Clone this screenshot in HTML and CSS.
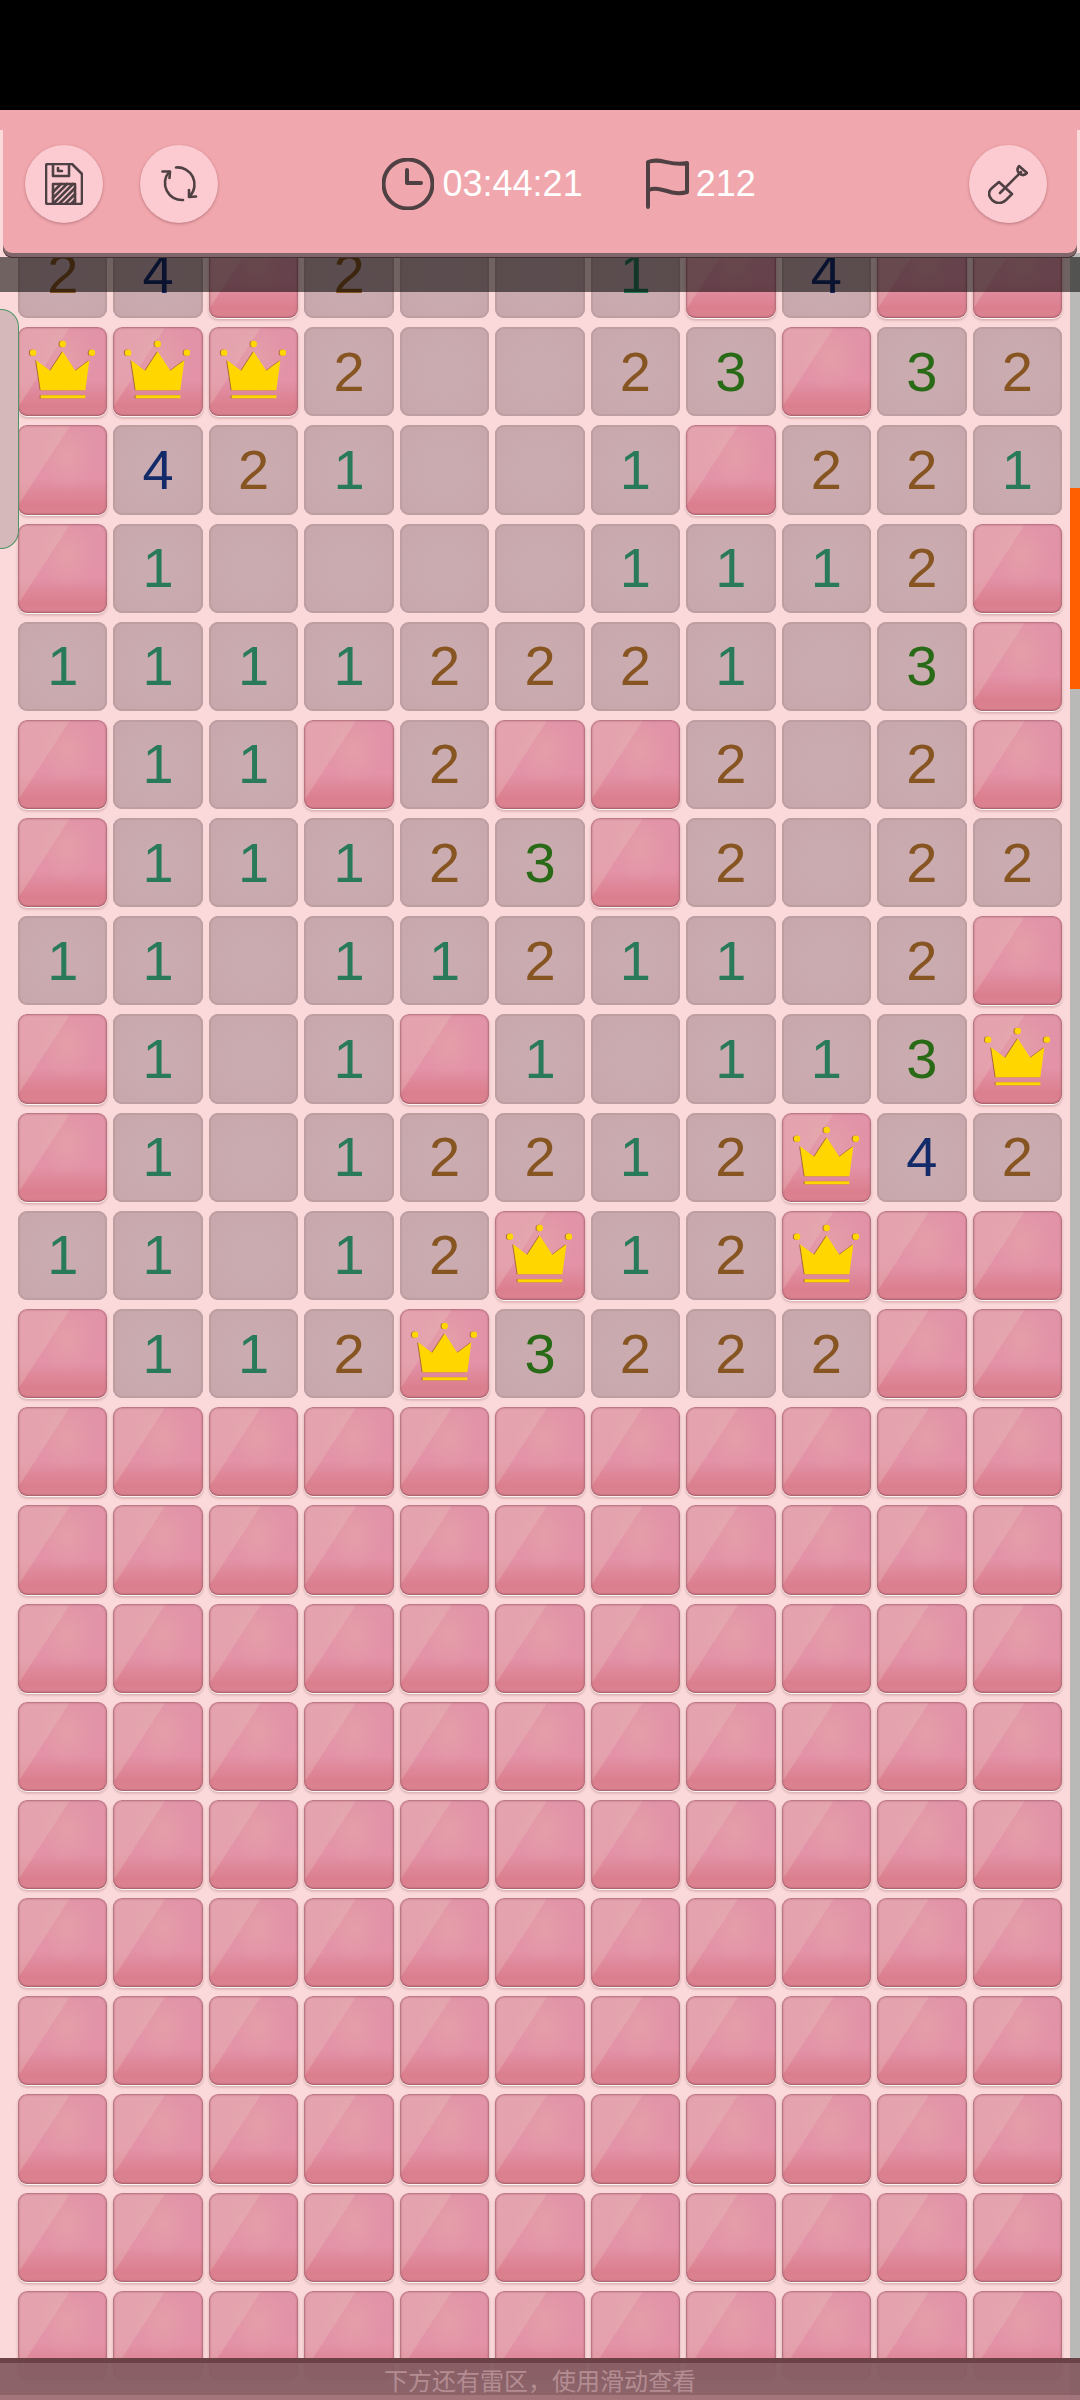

* * *

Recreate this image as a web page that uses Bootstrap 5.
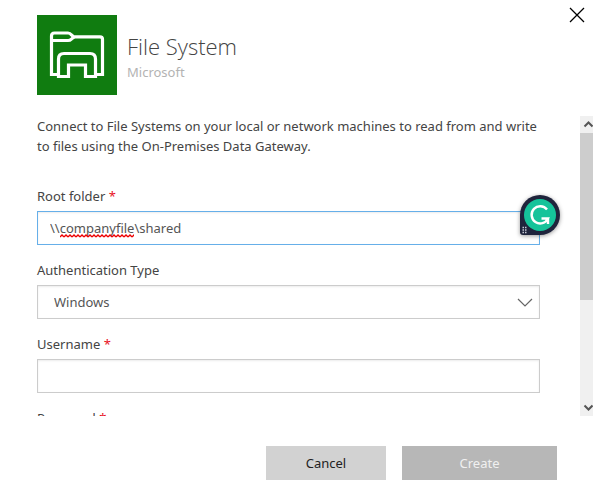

---

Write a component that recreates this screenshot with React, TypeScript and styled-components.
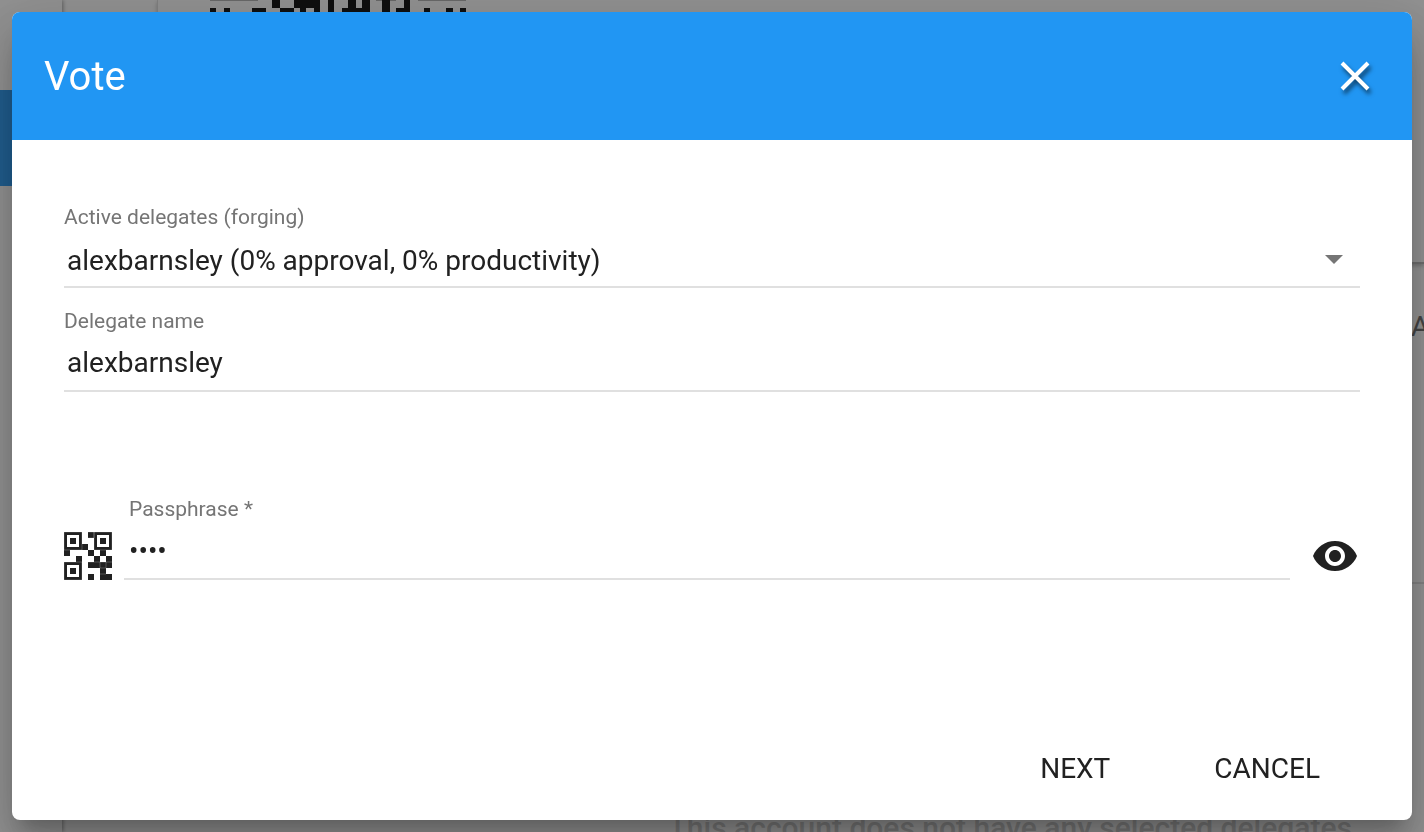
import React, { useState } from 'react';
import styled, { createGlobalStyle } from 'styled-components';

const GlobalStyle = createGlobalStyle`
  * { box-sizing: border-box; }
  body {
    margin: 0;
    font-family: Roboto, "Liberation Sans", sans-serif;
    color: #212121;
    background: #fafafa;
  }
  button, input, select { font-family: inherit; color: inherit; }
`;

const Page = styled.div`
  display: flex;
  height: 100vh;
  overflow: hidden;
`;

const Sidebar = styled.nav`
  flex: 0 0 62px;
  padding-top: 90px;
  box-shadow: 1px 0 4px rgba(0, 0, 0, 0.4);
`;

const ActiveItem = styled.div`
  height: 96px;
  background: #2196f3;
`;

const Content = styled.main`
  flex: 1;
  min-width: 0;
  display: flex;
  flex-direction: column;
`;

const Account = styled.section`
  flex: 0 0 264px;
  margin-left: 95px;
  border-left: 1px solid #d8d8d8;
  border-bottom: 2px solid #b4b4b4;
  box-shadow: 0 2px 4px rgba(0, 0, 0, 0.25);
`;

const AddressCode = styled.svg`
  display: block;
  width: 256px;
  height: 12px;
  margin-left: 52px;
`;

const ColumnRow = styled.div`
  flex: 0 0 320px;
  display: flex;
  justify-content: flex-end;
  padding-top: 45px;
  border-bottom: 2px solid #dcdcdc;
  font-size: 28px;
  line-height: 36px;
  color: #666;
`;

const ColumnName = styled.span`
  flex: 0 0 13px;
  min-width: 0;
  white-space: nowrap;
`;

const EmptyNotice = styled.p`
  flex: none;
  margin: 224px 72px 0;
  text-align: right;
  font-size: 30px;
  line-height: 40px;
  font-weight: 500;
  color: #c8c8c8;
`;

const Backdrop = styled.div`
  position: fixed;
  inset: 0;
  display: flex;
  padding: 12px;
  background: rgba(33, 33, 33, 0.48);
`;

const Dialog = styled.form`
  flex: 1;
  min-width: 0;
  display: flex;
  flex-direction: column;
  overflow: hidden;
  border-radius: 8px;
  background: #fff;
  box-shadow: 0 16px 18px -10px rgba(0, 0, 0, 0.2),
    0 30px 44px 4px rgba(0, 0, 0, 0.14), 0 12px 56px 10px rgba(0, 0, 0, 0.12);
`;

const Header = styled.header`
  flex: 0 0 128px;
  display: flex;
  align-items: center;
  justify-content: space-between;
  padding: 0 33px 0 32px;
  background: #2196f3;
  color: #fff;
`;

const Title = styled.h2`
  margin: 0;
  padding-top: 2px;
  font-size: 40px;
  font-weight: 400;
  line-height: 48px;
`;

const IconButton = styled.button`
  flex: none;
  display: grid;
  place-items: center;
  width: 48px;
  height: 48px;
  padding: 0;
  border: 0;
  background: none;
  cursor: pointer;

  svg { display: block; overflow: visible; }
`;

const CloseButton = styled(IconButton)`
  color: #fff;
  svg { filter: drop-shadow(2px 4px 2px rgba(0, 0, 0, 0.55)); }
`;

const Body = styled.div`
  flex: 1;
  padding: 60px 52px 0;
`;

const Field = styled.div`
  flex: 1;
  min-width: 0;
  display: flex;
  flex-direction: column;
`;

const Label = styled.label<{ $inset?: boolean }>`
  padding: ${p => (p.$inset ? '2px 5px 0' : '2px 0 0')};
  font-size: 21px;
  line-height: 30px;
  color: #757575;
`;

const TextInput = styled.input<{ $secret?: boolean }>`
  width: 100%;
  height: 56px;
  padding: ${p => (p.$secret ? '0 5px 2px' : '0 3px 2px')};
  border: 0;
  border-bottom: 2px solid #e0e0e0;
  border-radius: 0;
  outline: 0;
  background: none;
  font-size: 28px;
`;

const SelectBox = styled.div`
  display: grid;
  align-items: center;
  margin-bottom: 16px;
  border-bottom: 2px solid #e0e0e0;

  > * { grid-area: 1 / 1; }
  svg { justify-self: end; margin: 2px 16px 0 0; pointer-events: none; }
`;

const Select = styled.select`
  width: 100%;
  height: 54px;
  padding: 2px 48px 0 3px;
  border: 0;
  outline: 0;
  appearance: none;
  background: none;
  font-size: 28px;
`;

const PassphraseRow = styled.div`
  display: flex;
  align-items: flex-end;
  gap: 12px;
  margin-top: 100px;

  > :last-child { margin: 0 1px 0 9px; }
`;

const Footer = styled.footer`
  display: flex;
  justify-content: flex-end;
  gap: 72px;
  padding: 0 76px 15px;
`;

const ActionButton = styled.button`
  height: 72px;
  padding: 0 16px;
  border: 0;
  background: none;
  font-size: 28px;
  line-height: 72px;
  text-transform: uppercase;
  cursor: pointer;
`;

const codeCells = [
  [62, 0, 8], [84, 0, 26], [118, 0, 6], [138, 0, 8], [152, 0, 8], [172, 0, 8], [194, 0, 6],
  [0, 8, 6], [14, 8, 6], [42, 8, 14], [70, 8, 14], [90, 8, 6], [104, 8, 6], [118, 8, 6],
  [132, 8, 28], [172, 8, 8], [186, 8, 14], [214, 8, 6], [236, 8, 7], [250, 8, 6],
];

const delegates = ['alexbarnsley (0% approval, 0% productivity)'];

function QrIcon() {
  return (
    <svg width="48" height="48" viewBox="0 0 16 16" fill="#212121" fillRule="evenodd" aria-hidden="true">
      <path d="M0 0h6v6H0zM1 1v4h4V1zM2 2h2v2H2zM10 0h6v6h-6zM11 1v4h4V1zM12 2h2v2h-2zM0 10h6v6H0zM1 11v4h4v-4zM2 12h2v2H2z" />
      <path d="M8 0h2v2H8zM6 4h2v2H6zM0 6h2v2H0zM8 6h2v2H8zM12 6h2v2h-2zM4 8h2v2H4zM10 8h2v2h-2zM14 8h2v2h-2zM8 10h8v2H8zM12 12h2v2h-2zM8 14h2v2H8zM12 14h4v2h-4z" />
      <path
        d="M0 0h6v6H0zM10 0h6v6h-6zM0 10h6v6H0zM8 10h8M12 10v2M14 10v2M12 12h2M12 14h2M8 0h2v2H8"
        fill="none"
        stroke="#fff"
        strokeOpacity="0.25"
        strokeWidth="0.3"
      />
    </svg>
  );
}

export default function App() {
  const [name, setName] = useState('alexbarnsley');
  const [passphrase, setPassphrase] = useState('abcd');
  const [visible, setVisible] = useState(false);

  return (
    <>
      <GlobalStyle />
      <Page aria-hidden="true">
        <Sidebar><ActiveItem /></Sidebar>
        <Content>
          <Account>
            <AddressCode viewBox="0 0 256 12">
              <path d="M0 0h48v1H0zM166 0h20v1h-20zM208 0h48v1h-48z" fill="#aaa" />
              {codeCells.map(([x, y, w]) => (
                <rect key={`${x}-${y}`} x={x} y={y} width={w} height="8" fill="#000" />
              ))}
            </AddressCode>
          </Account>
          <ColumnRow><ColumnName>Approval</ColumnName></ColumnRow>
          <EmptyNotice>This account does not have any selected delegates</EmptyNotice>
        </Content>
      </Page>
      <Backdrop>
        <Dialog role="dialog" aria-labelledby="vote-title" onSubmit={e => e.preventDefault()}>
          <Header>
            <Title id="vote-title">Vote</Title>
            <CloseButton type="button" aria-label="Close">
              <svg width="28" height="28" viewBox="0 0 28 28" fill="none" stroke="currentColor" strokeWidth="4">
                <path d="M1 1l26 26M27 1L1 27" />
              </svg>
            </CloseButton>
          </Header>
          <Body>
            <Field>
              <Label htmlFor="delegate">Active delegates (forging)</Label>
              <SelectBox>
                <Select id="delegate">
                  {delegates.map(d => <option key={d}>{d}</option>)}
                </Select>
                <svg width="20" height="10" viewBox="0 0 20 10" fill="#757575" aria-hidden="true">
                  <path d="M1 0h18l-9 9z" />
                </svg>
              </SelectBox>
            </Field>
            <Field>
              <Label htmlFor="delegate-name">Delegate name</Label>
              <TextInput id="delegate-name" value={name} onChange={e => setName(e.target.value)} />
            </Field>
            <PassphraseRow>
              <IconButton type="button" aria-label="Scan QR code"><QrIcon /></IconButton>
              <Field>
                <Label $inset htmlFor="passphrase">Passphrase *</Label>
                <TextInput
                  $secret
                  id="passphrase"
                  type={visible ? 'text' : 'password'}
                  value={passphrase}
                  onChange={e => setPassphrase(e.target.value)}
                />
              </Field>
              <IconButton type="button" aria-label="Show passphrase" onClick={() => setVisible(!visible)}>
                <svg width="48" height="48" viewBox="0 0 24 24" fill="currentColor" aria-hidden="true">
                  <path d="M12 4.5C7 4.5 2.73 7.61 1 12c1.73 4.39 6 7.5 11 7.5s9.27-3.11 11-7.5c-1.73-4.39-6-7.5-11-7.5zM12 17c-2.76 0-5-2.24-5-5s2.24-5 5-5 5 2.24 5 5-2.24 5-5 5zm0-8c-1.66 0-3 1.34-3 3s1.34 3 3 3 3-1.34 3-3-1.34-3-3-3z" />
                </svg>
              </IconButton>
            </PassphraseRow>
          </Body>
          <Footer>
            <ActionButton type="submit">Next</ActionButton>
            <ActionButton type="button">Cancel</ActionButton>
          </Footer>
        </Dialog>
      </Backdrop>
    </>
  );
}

◆ Given exercise
From the listing above, copy all lines holding the word "React".

◆ Solution for this task
Write a component that recreates this screenshot with React, TypeScript and styled-components.
import React, { useState } from 'react';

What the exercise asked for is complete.